An additional $20 billion of foreign exchange (FX) reserves, which will take India’s overall holdings to $430 billion, would provide an extra, useful cushion in a world of increased financial volatility, according to a research report by HSBC.

 

This would be a halfway climb to the record $450 billion reserves India held in early 2018.

 

“The RBI’s new FX swaps, of course, help in this regard. But, when possible, it may be a good idea to continue with outright dollar purchases alongside,” suggested Pranjul Bhandari, Chief Economist, India; Aayushi Chaudhary, Economist; and Deep Nagpal, Associate, in their report.

 

The study found that India faces challenges on two metrics — short-term external debt cover (reserves/ short-term debt ratio) and short-term external debt plus current account deficit cover (reserves/ STD + CAD ratio).

 

“We scale up FX reserves until India fully meets those criteria as well.
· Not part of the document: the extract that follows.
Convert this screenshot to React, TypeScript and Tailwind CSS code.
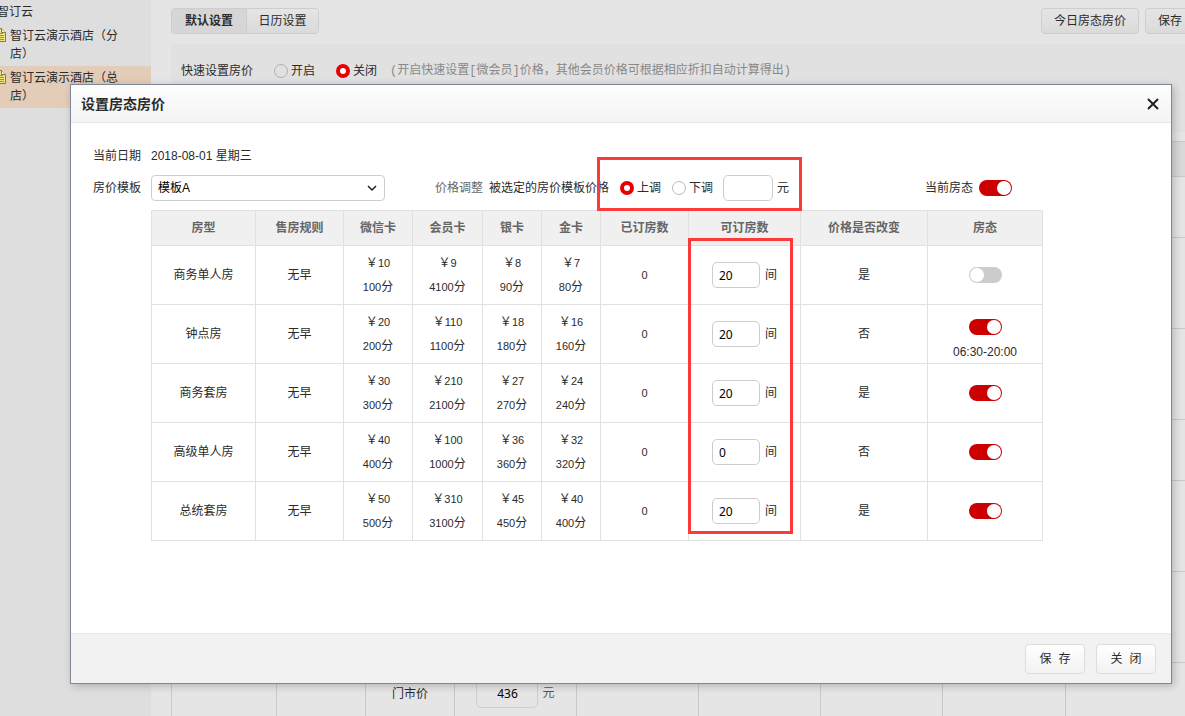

That number, as per our analysis, is $430 billion, about $20 billion more than current levels,” said HSBC’s economic research team.

 

Pointing out that India had reserves of $450 billion in early 2018, the report said the subsequent draw-down in reserves helped to anchor the country’s external position during the time of heightened global financial volatility.

 

Increasing reserves halfway, from $410 billion now, to $430 billion may thus offer some benefits in the future.

FX swaps

 

Referring to the Reserve Bank of India’s new scheme of buying dollars from banks for three years and offering them rupees in return (via USD/INR buy/sell auctions), HSBC said this move will inject liquidity into the banking system, while raising foreign exchange reserves.

 

“One can argue that they subtract an equal amount from the forward book, because they have a maturity of three years, and therefore, on net, do not lead to any increase in overall foreign exchange reserves.

 

“Yet, because three years is a sizeable time (enough to potentially ride out a full Fed tightening-cycle), this accretion to spot reserves is meaningful from an adequacy perspective, in our view,” said the report.

 

HSBC’s research team believes that the RBI would be served well to continue outright dollar purchases alongside foreign exchange swaps. That would hold it in good stead over the medium term.